Start of DATA EXCERPTS

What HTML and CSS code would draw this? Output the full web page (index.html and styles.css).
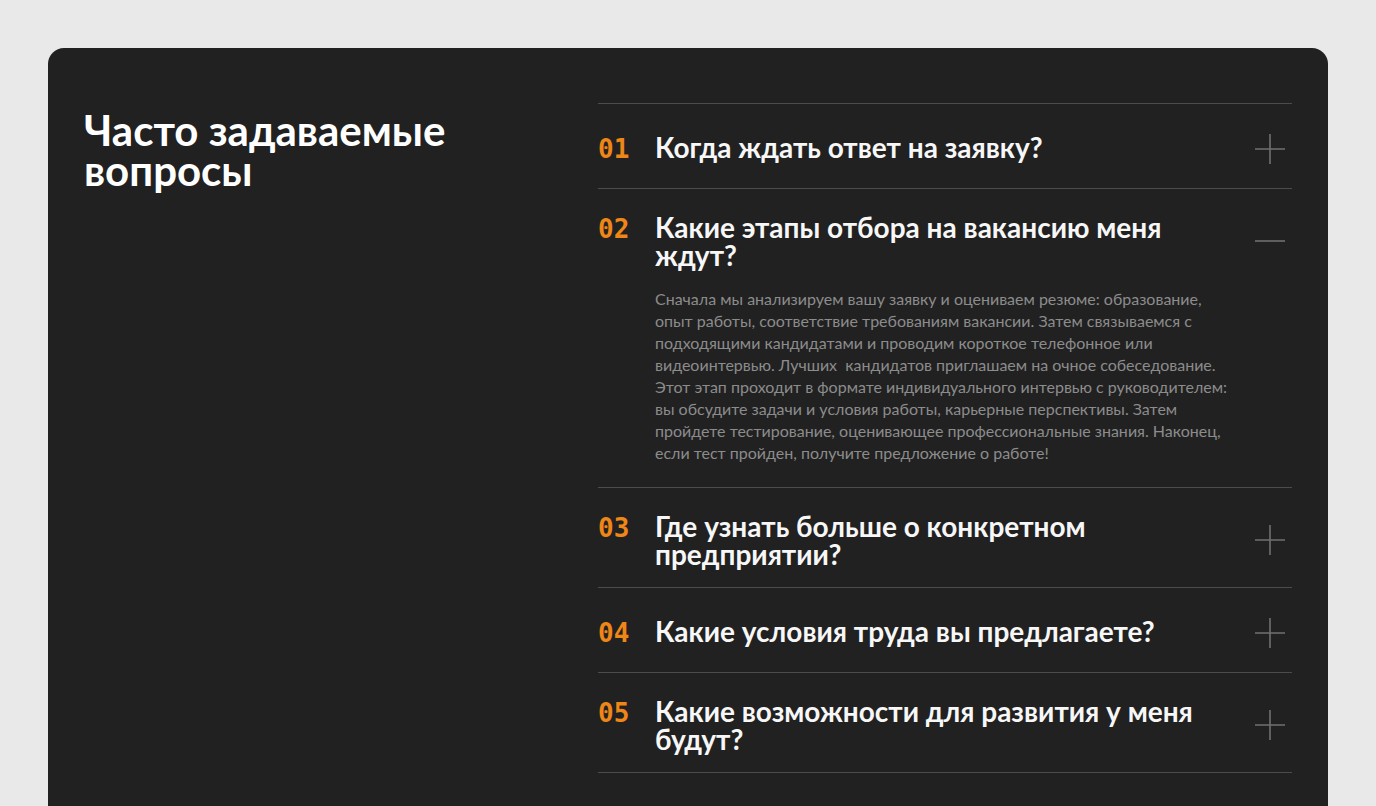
FILE: index.html
```html
<!DOCTYPE html>
<html lang="ru">
<head>
  <meta charset="UTF-8">
  <title>Часто задаваемые вопросы</title>
  <link rel="stylesheet" href="styles.css">
</head>
<body>
  <section class="faq">
    <h2 class="faq-title">Часто задаваемые вопросы</h2>

    <div class="faq-list">
      <div class="faq-item">
        <div class="faq-head">
          <div class="faq-q"><span class="faq-num">01</span><span class="faq-text">Когда ждать ответ на заявку?</span></div>
          <span class="faq-icon">
            <svg viewBox="0 0 30 30" width="30" height="30"><path d="M0 15H30M15 0V30"/></svg>
          </span>
        </div>
      </div>

      <div class="faq-item open">
        <div class="faq-head">
          <div class="faq-q"><span class="faq-num">02</span><span class="faq-text">Какие этапы отбора на вакансию меня ждут?</span></div>
          <span class="faq-icon">
            <svg viewBox="0 0 30 30" width="30" height="30"><path d="M0 15H30"/></svg>
          </span>
        </div>
        <p class="faq-answer">Сначала мы анализируем вашу заявку и оцениваем резюме: образование, опыт работы, соответствие требованиям вакансии. Затем связываемся с подходящими кандидатами и проводим короткое телефонное или видеоинтервью. Лучших&nbsp; кандидатов приглашаем на очное собеседование. Этот этап проходит в формате индивидуального интервью с руководителем: вы обсудите задачи и условия работы, карьерные перспективы. Затем пройдете тестирование, оценивающее профессиональные знания. Наконец, если тест пройден, получите предложение о работе!</p>
      </div>

      <div class="faq-item">
        <div class="faq-head">
          <div class="faq-q"><span class="faq-num">03</span><span class="faq-text">Где узнать больше о конкретном предприятии?</span></div>
          <span class="faq-icon">
            <svg viewBox="0 0 30 30" width="30" height="30"><path d="M0 15H30M15 0V30"/></svg>
          </span>
        </div>
      </div>

      <div class="faq-item">
        <div class="faq-head">
          <div class="faq-q"><span class="faq-num">04</span><span class="faq-text">Какие условия труда вы предлагаете?</span></div>
          <span class="faq-icon">
            <svg viewBox="0 0 30 30" width="30" height="30"><path d="M0 15H30M15 0V30"/></svg>
          </span>
        </div>
      </div>

      <div class="faq-item">
        <div class="faq-head">
          <div class="faq-q"><span class="faq-num">05</span><span class="faq-text">Какие возможности для развития у меня будут?</span></div>
          <span class="faq-icon">
            <svg viewBox="0 0 30 30" width="30" height="30"><path d="M0 15H30M15 0V30"/></svg>
          </span>
        </div>
      </div>
    </div>
  </section>
</body>
</html>
```

FILE: styles.css
```css
body {
  margin: 0;
  padding: 48px 48px 0;
  background: #e9e9e9;
  font-family: Lato, "Noto Sans", sans-serif;
}
.faq {
  display: grid;
  grid-template-columns: 1fr 694px;
  padding: 55px 36px 80px;
  background: #212121;
  border-radius: 16px;
}
.faq-title {
  margin: 0;
  padding-top: 7px;
  font-size: 42px;
  line-height: 40px;
  font-weight: 700;
  color: #fff;
}
.faq-list {
  border-top: 1px solid #4c4c4c;
}
.faq-item {
  border-bottom: 1px solid #4c4c4c;
}
.faq-head {
  display: flex;
  align-items: center;
  min-height: 41px;
  padding: 24px 0 19px;
  cursor: pointer;
}
.faq-q {
  flex: 1;
  display: flex;
  align-items: baseline;
  padding-right: 24px;
}
.faq-num {
  flex: none;
  width: 57px;
  font-family: "DejaVu Sans Mono", monospace;
  font-size: 26px;
  font-weight: 700;
  color: #ee8618;
}
.faq-text {
  font-size: 28px;
  line-height: 28px;
  font-weight: 700;
  color: #f7f7f7;
}
.faq-icon {
  flex: none;
  width: 40px;
  height: 40px;
  margin-right: 2px;
  display: flex;
  align-items: center;
  justify-content: center;
}
.faq-icon path {
  stroke: #707070;
  stroke-width: 1.6;
  fill: none;
}
.faq-answer {
  margin: 0;
  padding: 0 64px 23px 57px;
  font-size: 16px;
  line-height: 22px;
  color: #8c8c8c;
}
```
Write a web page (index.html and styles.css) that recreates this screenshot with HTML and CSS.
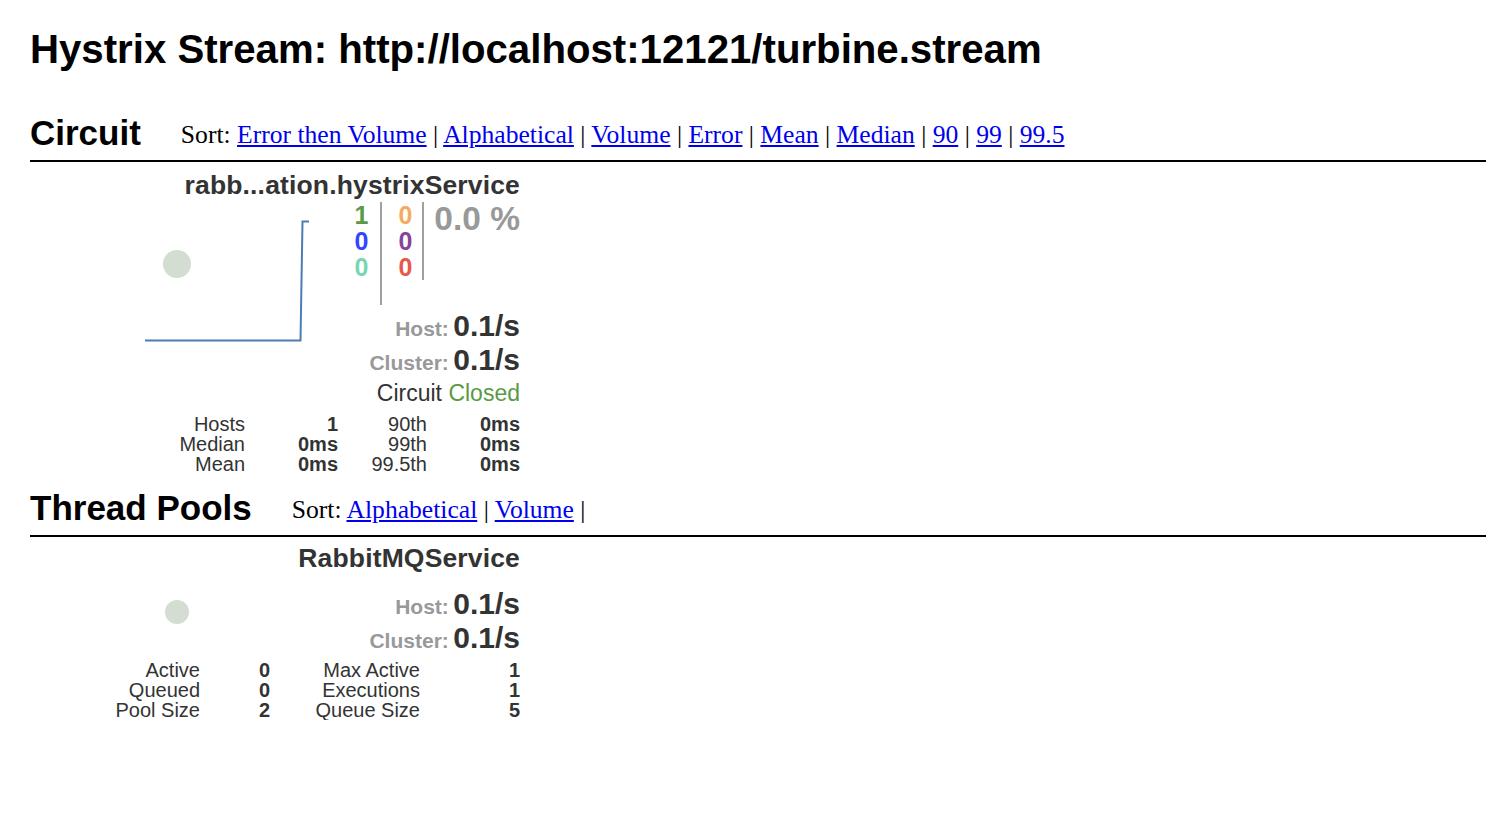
FILE: index.html
```html
<!DOCTYPE html>
<html>
<head>
<meta charset="utf-8">
<title>Hystrix Monitor</title>
<link rel="stylesheet" href="styles.css">
</head>
<body>
<h1 class="title">Hystrix Stream: http://localhost:12121/turbine.stream</h1>

<section class="section">
  <div class="section-head">
    <h2 class="section-title">Circuit</h2>
    <div class="sort">Sort: <a href="#">Error then Volume</a> | <a href="#">Alphabetical</a> | <a href="#">Volume</a> | <a href="#">Error</a> | <a href="#">Mean</a> | <a href="#">Median</a> | <a href="#">90</a> | <a href="#">99</a> | <a href="#">99.5</a></div>
  </div>

  <div class="monitor">
    <svg class="chart" width="320" height="200" viewBox="0 0 320 200">
      <circle cx="147" cy="94" r="14" fill="#d3ddd2"/>
      <path d="M115 170.5 L270.5 170.5 L272.5 51.5 L279 51.5" fill="none" stroke="#4b7cb4" stroke-width="2"/>
    </svg>
    <div class="name">rabb...ation.hystrixService</div>
    <div class="counters">
      <div class="col col1">
        <div class="c-green">1</div>
        <div class="c-blue">0</div>
        <div class="c-teal">0</div>
      </div>
      <div class="col col2">
        <div class="c-orange">0</div>
        <div class="c-purple">0</div>
        <div class="c-red">0</div>
      </div>
      <div class="percent">0.0 %</div>
    </div>
    <div class="rate"><span class="rate-label">Host:</span> <span class="rate-value">0.1/s</span></div>
    <div class="rate"><span class="rate-label">Cluster:</span> <span class="rate-value">0.1/s</span></div>
    <div class="status">Circuit <span class="closed">Closed</span></div>
    <div class="stats stats-circuit">
      <span class="lbl">Hosts</span><span class="val">1</span><span class="lbl">90th</span><span class="val">0ms</span>
      <span class="lbl">Median</span><span class="val">0ms</span><span class="lbl">99th</span><span class="val">0ms</span>
      <span class="lbl">Mean</span><span class="val">0ms</span><span class="lbl">99.5th</span><span class="val">0ms</span>
    </div>
  </div>
</section>

<section class="section">
  <div class="section-head">
    <h2 class="section-title">Thread Pools</h2>
    <div class="sort">Sort: <a href="#">Alphabetical</a> | <a href="#">Volume</a> |</div>
  </div>

  <div class="monitor monitor-pool">
    <svg class="chart" width="320" height="120" viewBox="0 0 320 120">
      <circle cx="147" cy="67" r="12" fill="#d3ddd2"/>
    </svg>
    <div class="name">RabbitMQService</div>
    <div class="pool-gap"></div>
    <div class="rate"><span class="rate-label">Host:</span> <span class="rate-value">0.1/s</span></div>
    <div class="rate"><span class="rate-label">Cluster:</span> <span class="rate-value">0.1/s</span></div>
    <div class="stats stats-pool">
      <span class="lbl">Active</span><span class="val">0</span><span class="lbl">Max Active</span><span class="val">1</span>
      <span class="lbl">Queued</span><span class="val">0</span><span class="lbl">Executions</span><span class="val">1</span>
      <span class="lbl">Pool Size</span><span class="val">2</span><span class="lbl">Queue Size</span><span class="val">5</span>
    </div>
  </div>
</section>
</body>
</html>
```

FILE: styles.css
```css
html, body {
  margin: 0;
  padding: 0;
  background: #ffffff;
}

body {
  padding: 27px 0 0 30px;
  font-family: "Liberation Sans", Arial, sans-serif;
  color: #000;
}

.title {
  margin: 0;
  font-size: 40.2px;
  line-height: 46px;
  font-weight: bold;
  color: #000;
}

.section-head {
  display: flex;
  align-items: baseline;
  margin-top: 40px;
  border-bottom: 2px solid #000;
  padding-bottom: 7px;
}

.section + .section .section-head {
  margin-top: 14px;
}

.section-title {
  margin: 0;
  font-size: 35px;
  line-height: 40px;
  font-weight: bold;
  color: #000;
  margin-right: 40px;
}

.sort {
  font-family: "Liberation Serif", "Times New Roman", serif;
  font-size: 25.6px;
  color: #000;
  position: relative;
  top: -2px;
}

.sort a {
  color: #0000ee;
  text-decoration: underline;
}

.monitor {
  position: relative;
  width: 490px;
  text-align: right;
  color: #333;
  padding-top: 9px;
}

.monitor-pool {
  padding-top: 7px;
}

.chart {
  position: absolute;
  left: 0;
  top: 8px;
}

.name {
  font-size: 26.5px;
  line-height: 28px;
  font-weight: bold;
  color: #333;
  letter-spacing: 0.15px;
  position: relative;
}

.counters {
  display: flex;
  justify-content: flex-end;
  align-items: flex-start;
  margin-top: 3px;
  position: relative;
}

.col {
  font-size: 25px;
  line-height: 26px;
  font-weight: bold;
  text-align: right;
  border-right: 2px solid #a0a0a0;
}

.col1 {
  height: 103px;
  padding-right: 12px;
}

.col2 {
  height: 78px;
  padding-left: 16px;
  padding-right: 10px;
}

.percent {
  font-size: 33.5px;
  line-height: 34px;
  font-weight: bold;
  color: #999;
  padding-left: 10px;
}

.c-green { color: #5b9a44; }
.c-blue { color: #3344ff; }
.c-teal { color: #78d6b1; }
.c-orange { color: #f5ab5c; }
.c-purple { color: #8b4299; }
.c-red { color: #e8574b; }

.rate {
  line-height: 34px;
  height: 34px;
  position: relative;
}

.counters + .rate {
  margin-top: 4px;
}

.rate-label {
  font-size: 21px;
  font-weight: bold;
  color: #999;
}

.rate-value {
  font-size: 30px;
  font-weight: bold;
  color: #333;
}

.status {
  font-size: 23px;
  line-height: 32px;
  color: #333;
}

.closed {
  color: #5b9a44;
}

.stats {
  display: grid;
  font-size: 20px;
  line-height: 20px;
  margin-top: 5px;
  color: #333;
}

.stats-circuit {
  grid-template-columns: 1fr 93px 89px 93px;
}

.stats-pool {
  grid-template-columns: 1fr 70px 150px 100px;
}

.lbl {
  font-weight: normal;
}

.val {
  font-weight: bold;
}

.pool-gap {
  height: 15px;
}
```
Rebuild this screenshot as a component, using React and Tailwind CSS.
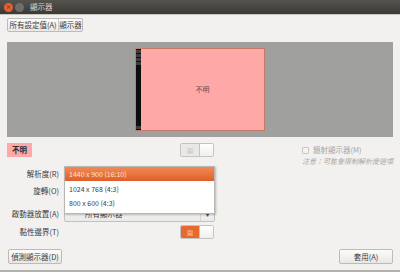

End of DATA EXCERPTS

_WHAT YOU WILL DO_
Filter the records above and return every line that holds the word "this".

_REPLY TO THE TASK_
What HTML and CSS code would draw this? Output the full web page (index.html and styles.css).
Write a web page (index.html and styles.css) that recreates this screenshot with HTML and CSS.
Rebuild this screenshot as a component, using React and Tailwind CSS.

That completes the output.